Available data:
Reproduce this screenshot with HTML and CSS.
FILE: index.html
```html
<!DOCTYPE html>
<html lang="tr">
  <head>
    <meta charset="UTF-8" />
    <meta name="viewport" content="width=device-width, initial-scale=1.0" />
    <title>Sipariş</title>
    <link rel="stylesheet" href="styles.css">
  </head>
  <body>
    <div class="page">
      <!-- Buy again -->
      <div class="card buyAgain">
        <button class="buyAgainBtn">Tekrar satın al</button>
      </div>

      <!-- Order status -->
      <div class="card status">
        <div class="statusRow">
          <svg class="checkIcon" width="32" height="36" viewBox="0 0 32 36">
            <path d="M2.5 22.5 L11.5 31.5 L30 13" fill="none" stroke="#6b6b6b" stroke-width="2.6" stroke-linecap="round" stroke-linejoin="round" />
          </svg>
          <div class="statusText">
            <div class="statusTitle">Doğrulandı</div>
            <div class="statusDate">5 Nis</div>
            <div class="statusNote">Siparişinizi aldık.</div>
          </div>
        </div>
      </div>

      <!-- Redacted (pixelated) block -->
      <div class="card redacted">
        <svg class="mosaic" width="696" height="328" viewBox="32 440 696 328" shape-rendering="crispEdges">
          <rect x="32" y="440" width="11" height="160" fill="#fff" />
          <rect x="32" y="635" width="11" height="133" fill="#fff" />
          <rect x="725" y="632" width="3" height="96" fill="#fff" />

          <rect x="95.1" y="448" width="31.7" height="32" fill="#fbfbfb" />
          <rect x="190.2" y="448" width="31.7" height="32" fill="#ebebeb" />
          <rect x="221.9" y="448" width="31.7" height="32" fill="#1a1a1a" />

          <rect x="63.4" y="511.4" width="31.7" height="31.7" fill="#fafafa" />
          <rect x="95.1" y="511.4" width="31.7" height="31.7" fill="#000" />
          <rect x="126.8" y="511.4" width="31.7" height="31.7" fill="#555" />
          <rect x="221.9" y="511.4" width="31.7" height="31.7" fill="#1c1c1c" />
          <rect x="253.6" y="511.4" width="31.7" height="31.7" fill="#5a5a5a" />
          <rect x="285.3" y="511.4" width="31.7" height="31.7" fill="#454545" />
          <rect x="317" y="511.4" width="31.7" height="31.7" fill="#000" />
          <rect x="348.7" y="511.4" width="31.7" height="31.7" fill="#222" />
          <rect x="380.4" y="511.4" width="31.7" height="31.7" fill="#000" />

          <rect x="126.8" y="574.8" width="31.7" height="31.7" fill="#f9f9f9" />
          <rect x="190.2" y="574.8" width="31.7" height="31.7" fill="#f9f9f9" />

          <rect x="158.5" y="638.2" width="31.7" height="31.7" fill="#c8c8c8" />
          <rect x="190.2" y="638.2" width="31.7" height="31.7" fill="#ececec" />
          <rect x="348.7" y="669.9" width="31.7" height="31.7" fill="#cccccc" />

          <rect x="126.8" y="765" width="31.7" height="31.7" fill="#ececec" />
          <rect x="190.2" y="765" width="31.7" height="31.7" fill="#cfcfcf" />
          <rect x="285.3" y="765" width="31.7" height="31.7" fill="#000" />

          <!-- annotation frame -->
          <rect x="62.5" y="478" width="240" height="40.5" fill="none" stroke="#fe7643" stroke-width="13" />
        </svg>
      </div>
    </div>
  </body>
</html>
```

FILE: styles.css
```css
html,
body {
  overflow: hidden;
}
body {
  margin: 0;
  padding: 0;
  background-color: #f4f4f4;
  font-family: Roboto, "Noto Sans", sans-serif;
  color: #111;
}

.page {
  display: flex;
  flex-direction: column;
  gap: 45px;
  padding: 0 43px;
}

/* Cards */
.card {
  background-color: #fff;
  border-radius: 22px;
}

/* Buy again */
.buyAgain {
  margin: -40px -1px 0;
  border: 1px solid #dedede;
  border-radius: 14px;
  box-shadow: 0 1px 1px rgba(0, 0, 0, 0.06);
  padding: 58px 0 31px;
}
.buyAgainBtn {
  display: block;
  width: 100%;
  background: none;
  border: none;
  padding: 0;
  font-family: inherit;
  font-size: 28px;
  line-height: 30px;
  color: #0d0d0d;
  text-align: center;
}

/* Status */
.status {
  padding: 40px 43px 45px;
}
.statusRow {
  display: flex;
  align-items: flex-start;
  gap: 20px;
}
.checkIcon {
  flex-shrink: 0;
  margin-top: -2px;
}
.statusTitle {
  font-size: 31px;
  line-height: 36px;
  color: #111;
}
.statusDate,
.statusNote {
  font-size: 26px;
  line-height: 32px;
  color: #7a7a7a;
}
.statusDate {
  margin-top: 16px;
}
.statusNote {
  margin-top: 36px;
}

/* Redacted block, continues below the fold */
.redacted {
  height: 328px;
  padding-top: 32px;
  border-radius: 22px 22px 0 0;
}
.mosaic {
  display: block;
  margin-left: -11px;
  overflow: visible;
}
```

What is being asked: Write out the whole listing again, exactly as it stands.

Answer to this exercise:
Reproduce this screenshot with HTML and CSS.
FILE: index.html
```html
<!DOCTYPE html>
<html lang="tr">
  <head>
    <meta charset="UTF-8" />
    <meta name="viewport" content="width=device-width, initial-scale=1.0" />
    <title>Sipariş</title>
    <link rel="stylesheet" href="styles.css">
  </head>
  <body>
    <div class="page">
      <!-- Buy again -->
      <div class="card buyAgain">
        <button class="buyAgainBtn">Tekrar satın al</button>
      </div>

      <!-- Order status -->
      <div class="card status">
        <div class="statusRow">
          <svg class="checkIcon" width="32" height="36" viewBox="0 0 32 36">
            <path d="M2.5 22.5 L11.5 31.5 L30 13" fill="none" stroke="#6b6b6b" stroke-width="2.6" stroke-linecap="round" stroke-linejoin="round" />
          </svg>
          <div class="statusText">
            <div class="statusTitle">Doğrulandı</div>
            <div class="statusDate">5 Nis</div>
            <div class="statusNote">Siparişinizi aldık.</div>
          </div>
        </div>
      </div>

      <!-- Redacted (pixelated) block -->
      <div class="card redacted">
        <svg class="mosaic" width="696" height="328" viewBox="32 440 696 328" shape-rendering="crispEdges">
          <rect x="32" y="440" width="11" height="160" fill="#fff" />
          <rect x="32" y="635" width="11" height="133" fill="#fff" />
          <rect x="725" y="632" width="3" height="96" fill="#fff" />

          <rect x="95.1" y="448" width="31.7" height="32" fill="#fbfbfb" />
          <rect x="190.2" y="448" width="31.7" height="32" fill="#ebebeb" />
          <rect x="221.9" y="448" width="31.7" height="32" fill="#1a1a1a" />

          <rect x="63.4" y="511.4" width="31.7" height="31.7" fill="#fafafa" />
          <rect x="95.1" y="511.4" width="31.7" height="31.7" fill="#000" />
          <rect x="126.8" y="511.4" width="31.7" height="31.7" fill="#555" />
          <rect x="221.9" y="511.4" width="31.7" height="31.7" fill="#1c1c1c" />
          <rect x="253.6" y="511.4" width="31.7" height="31.7" fill="#5a5a5a" />
          <rect x="285.3" y="511.4" width="31.7" height="31.7" fill="#454545" />
          <rect x="317" y="511.4" width="31.7" height="31.7" fill="#000" />
          <rect x="348.7" y="511.4" width="31.7" height="31.7" fill="#222" />
          <rect x="380.4" y="511.4" width="31.7" height="31.7" fill="#000" />

          <rect x="126.8" y="574.8" width="31.7" height="31.7" fill="#f9f9f9" />
          <rect x="190.2" y="574.8" width="31.7" height="31.7" fill="#f9f9f9" />

          <rect x="158.5" y="638.2" width="31.7" height="31.7" fill="#c8c8c8" />
          <rect x="190.2" y="638.2" width="31.7" height="31.7" fill="#ececec" />
          <rect x="348.7" y="669.9" width="31.7" height="31.7" fill="#cccccc" />

          <rect x="126.8" y="765" width="31.7" height="31.7" fill="#ececec" />
          <rect x="190.2" y="765" width="31.7" height="31.7" fill="#cfcfcf" />
          <rect x="285.3" y="765" width="31.7" height="31.7" fill="#000" />

          <!-- annotation frame -->
          <rect x="62.5" y="478" width="240" height="40.5" fill="none" stroke="#fe7643" stroke-width="13" />
        </svg>
      </div>
    </div>
  </body>
</html>
```

FILE: styles.css
```css
html,
body {
  overflow: hidden;
}
body {
  margin: 0;
  padding: 0;
  background-color: #f4f4f4;
  font-family: Roboto, "Noto Sans", sans-serif;
  color: #111;
}

.page {
  display: flex;
  flex-direction: column;
  gap: 45px;
  padding: 0 43px;
}

/* Cards */
.card {
  background-color: #fff;
  border-radius: 22px;
}

/* Buy again */
.buyAgain {
  margin: -40px -1px 0;
  border: 1px solid #dedede;
  border-radius: 14px;
  box-shadow: 0 1px 1px rgba(0, 0, 0, 0.06);
  padding: 58px 0 31px;
}
.buyAgainBtn {
  display: block;
  width: 100%;
  background: none;
  border: none;
  padding: 0;
  font-family: inherit;
  font-size: 28px;
  line-height: 30px;
  color: #0d0d0d;
  text-align: center;
}

/* Status */
.status {
  padding: 40px 43px 45px;
}
.statusRow {
  display: flex;
  align-items: flex-start;
  gap: 20px;
}
.checkIcon {
  flex-shrink: 0;
  margin-top: -2px;
}
.statusTitle {
  font-size: 31px;
  line-height: 36px;
  color: #111;
}
.statusDate,
.statusNote {
  font-size: 26px;
  line-height: 32px;
  color: #7a7a7a;
}
.statusDate {
  margin-top: 16px;
}
.statusNote {
  margin-top: 36px;
}

/* Redacted block, continues below the fold */
.redacted {
  height: 328px;
  padding-top: 32px;
  border-radius: 22px 22px 0 0;
}
.mosaic {
  display: block;
  margin-left: -11px;
  overflow: visible;
}
```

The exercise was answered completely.